GIVEN DATA –
* start *

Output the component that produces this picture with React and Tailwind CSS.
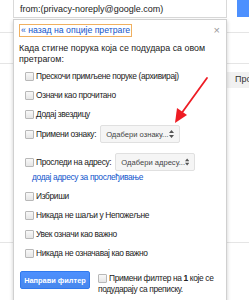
const ROWS_TOP = [
  'Прескочи примљене поруке (архивирај)',
  'Означи као прочитано',
  'Додај звездицу',
]

const ROWS_BOTTOM = [
  'Избриши',
  'Никада не шаљи у Непожељне',
  'Увек означи као важно',
  'Никада не означавај као важно',
]

function Box() {
  return (
    <span className="inline-block h-[9px] w-[9px] shrink-0 rounded-[1px] border border-[#b8b8b8] bg-gradient-to-b from-[#f8f8f8] to-[#e6e6e6]" />
  )
}

function Row({ children }) {
  return (
    <div className="flex h-[12px] items-center gap-[2px] whitespace-nowrap pl-[11px]">
      <Box />
      <span>{children}</span>
    </div>
  )
}

function Picker({ label }) {
  return (
    <span className="ml-[2px] flex h-[18px] w-[80px] items-center justify-between rounded-[2px] border border-[#e0e0e0] bg-[#f5f5f5] px-[5px] text-[7.6px] tracking-normal text-[#444]">
      {label}
      <svg width="5" height="8" viewBox="0 0 5 8">
        <path d="M0 3 L2.5 0 L5 3 Z M0 5 L2.5 8 L5 5 Z" fill="#555" />
      </svg>
    </span>
  )
}

export default function App() {
  return (
    <div className="relative h-[300px] w-[249px] overflow-hidden bg-white font-['Liberation_Sans',Arial,sans-serif] text-[#222]">
      {/* page behind the dropdown */}
      <div className="flex h-[18px] items-start">
        <div className="ml-[13px] flex h-[18px] w-[214px] items-center border border-t-0 border-[#d9d9d9] pl-[6px] pt-[3px] text-[9px] text-[#222]">
          from:(privacy-noreply@google.com)
        </div>
        <div className="ml-[10px] h-[17px] flex-1 bg-[#4d90fe]" />
      </div>
      <div className="mt-[14px] h-px w-full bg-[#e5e5e5]" />
      <div className="mt-[30px] h-px w-full bg-[#e5e5e5]" />
      <div className="mt-[8px] flex h-[16px] items-center justify-end">
        <span className="flex h-full w-[22px] items-center bg-[#f1f1f1] pl-[8px] text-[9px] text-[#333]">
          Про
        </span>
      </div>
      <div className="mt-[154px] h-px w-full bg-[#e5e5e5]" />

      {/* filter dropdown */}
      <div className="absolute left-[13px] top-[19px] h-[300px] w-[214px] border border-[#d0d0d0] bg-white text-[8.4px] leading-[11px] tracking-[-0.35px] shadow-[0_2px_4px_rgba(0,0,0,0.2)]">
        <div className="flex items-start justify-between pl-[5px] pr-[6px] pt-[4px] tracking-normal">
          <span className="border border-[#f0b060] px-[1px] text-[8.7px] text-[#1155cc]">« назад на опције претраге</span>
          <span className="mt-[1px] text-[11px] leading-[10px] text-[#999]">×</span>
        </div>
        <p className="mt-[6px] pl-[5px] pr-[8px] text-[8.9px] tracking-normal">
          Када стигне порука која се подудара са овом претрагом:
        </p>
        <div className="mt-[5px] flex flex-col gap-[7px]">
          {ROWS_TOP.map((t) => (
            <Row key={t}>{t}</Row>
          ))}
        </div>
        <div className="mt-[5px] flex flex-col gap-[10px]">
          <div className="flex items-center gap-[2px] whitespace-nowrap pl-[11px]">
            <Box />
            <span>Примени ознаку:</span>
            <Picker label="Одабери ознаку..." />
          </div>
          <div className="flex items-center gap-[2px] whitespace-nowrap pl-[11px]">
            <Box />
            <span>Проследи на адресу:</span>
            <Picker label="Одабери адресу..." />
          </div>
        </div>
        <div className="mt-[1px] pl-[18px] text-[#1155cc]">додај адресу за прослеђивање</div>
        <div className="mt-[7px] flex flex-col gap-[7px]">
          {ROWS_BOTTOM.map((t) => (
            <Row key={t}>{t}</Row>
          ))}
        </div>
        <div className="mt-[12px] flex items-start pl-[6px]">
          <button className="h-[18px] w-[70px] rounded-[2px] border border-[#3079ed] bg-gradient-to-b from-[#4d90fe] to-[#4787ed] text-[7.4px] font-bold tracking-normal text-white">
            Направи филтер
          </button>
          <div className="ml-[8px] mt-[2px] leading-[11px]">
            <div className="flex items-center gap-[2px] whitespace-nowrap">
              <Box />
              <span>
                Примени филтер на <b>1</b> које се
              </span>
            </div>
            <div>подударају са преписку.</div>
          </div>
        </div>
      </div>

      {/* red annotation arrow */}
      <svg className="absolute left-0 top-0" width="249" height="300" viewBox="0 0 249 300">
        <line x1="207" y1="78" x2="181" y2="114" stroke="#ee1c24" strokeWidth="1.8" strokeLinecap="round" />
        <path d="M175 123 L177 108 L187 115 Z" fill="#ee1c24" />
      </svg>
    </div>
  )
}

* end *

AIM – Replicate the material above verbatim; images stay out of the copy.

WRITTEN ANSWER –
Output the component that produces this picture with React and Tailwind CSS.
const ROWS_TOP = [
  'Прескочи примљене поруке (архивирај)',
  'Означи као прочитано',
  'Додај звездицу',
]

const ROWS_BOTTOM = [
  'Избриши',
  'Никада не шаљи у Непожељне',
  'Увек означи као важно',
  'Никада не означавај као важно',
]

function Box() {
  return (
    <span className="inline-block h-[9px] w-[9px] shrink-0 rounded-[1px] border border-[#b8b8b8] bg-gradient-to-b from-[#f8f8f8] to-[#e6e6e6]" />
  )
}

function Row({ children }) {
  return (
    <div className="flex h-[12px] items-center gap-[2px] whitespace-nowrap pl-[11px]">
      <Box />
      <span>{children}</span>
    </div>
  )
}

function Picker({ label }) {
  return (
    <span className="ml-[2px] flex h-[18px] w-[80px] items-center justify-between rounded-[2px] border border-[#e0e0e0] bg-[#f5f5f5] px-[5px] text-[7.6px] tracking-normal text-[#444]">
      {label}
      <svg width="5" height="8" viewBox="0 0 5 8">
        <path d="M0 3 L2.5 0 L5 3 Z M0 5 L2.5 8 L5 5 Z" fill="#555" />
      </svg>
    </span>
  )
}

export default function App() {
  return (
    <div className="relative h-[300px] w-[249px] overflow-hidden bg-white font-['Liberation_Sans',Arial,sans-serif] text-[#222]">
      {/* page behind the dropdown */}
      <div className="flex h-[18px] items-start">
        <div className="ml-[13px] flex h-[18px] w-[214px] items-center border border-t-0 border-[#d9d9d9] pl-[6px] pt-[3px] text-[9px] text-[#222]">
          from:(privacy-noreply@google.com)
        </div>
        <div className="ml-[10px] h-[17px] flex-1 bg-[#4d90fe]" />
      </div>
      <div className="mt-[14px] h-px w-full bg-[#e5e5e5]" />
      <div className="mt-[30px] h-px w-full bg-[#e5e5e5]" />
      <div className="mt-[8px] flex h-[16px] items-center justify-end">
        <span className="flex h-full w-[22px] items-center bg-[#f1f1f1] pl-[8px] text-[9px] text-[#333]">
          Про
        </span>
      </div>
      <div className="mt-[154px] h-px w-full bg-[#e5e5e5]" />

      {/* filter dropdown */}
      <div className="absolute left-[13px] top-[19px] h-[300px] w-[214px] border border-[#d0d0d0] bg-white text-[8.4px] leading-[11px] tracking-[-0.35px] shadow-[0_2px_4px_rgba(0,0,0,0.2)]">
        <div className="flex items-start justify-between pl-[5px] pr-[6px] pt-[4px] tracking-normal">
          <span className="border border-[#f0b060] px-[1px] text-[8.7px] text-[#1155cc]">« назад на опције претраге</span>
          <span className="mt-[1px] text-[11px] leading-[10px] text-[#999]">×</span>
        </div>
        <p className="mt-[6px] pl-[5px] pr-[8px] text-[8.9px] tracking-normal">
          Када стигне порука која се подудара са овом претрагом:
        </p>
        <div className="mt-[5px] flex flex-col gap-[7px]">
          {ROWS_TOP.map((t) => (
            <Row key={t}>{t}</Row>
          ))}
        </div>
        <div className="mt-[5px] flex flex-col gap-[10px]">
          <div className="flex items-center gap-[2px] whitespace-nowrap pl-[11px]">
            <Box />
            <span>Примени ознаку:</span>
            <Picker label="Одабери ознаку..." />
          </div>
          <div className="flex items-center gap-[2px] whitespace-nowrap pl-[11px]">
            <Box />
            <span>Проследи на адресу:</span>
            <Picker label="Одабери адресу..." />
          </div>
        </div>
        <div className="mt-[1px] pl-[18px] text-[#1155cc]">додај адресу за прослеђивање</div>
        <div className="mt-[7px] flex flex-col gap-[7px]">
          {ROWS_BOTTOM.map((t) => (
            <Row key={t}>{t}</Row>
          ))}
        </div>
        <div className="mt-[12px] flex items-start pl-[6px]">
          <button className="h-[18px] w-[70px] rounded-[2px] border border-[#3079ed] bg-gradient-to-b from-[#4d90fe] to-[#4787ed] text-[7.4px] font-bold tracking-normal text-white">
            Направи филтер
          </button>
          <div className="ml-[8px] mt-[2px] leading-[11px]">
            <div className="flex items-center gap-[2px] whitespace-nowrap">
              <Box />
              <span>
                Примени филтер на <b>1</b> које се
              </span>
            </div>
            <div>подударају са преписку.</div>
          </div>
        </div>
      </div>

      {/* red annotation arrow */}
      <svg className="absolute left-0 top-0" width="249" height="300" viewBox="0 0 249 300">
        <line x1="207" y1="78" x2="181" y2="114" stroke="#ee1c24" strokeWidth="1.8" strokeLinecap="round" />
        <path d="M175 123 L177 108 L187 115 Z" fill="#ee1c24" />
      </svg>
    </div>
  )
}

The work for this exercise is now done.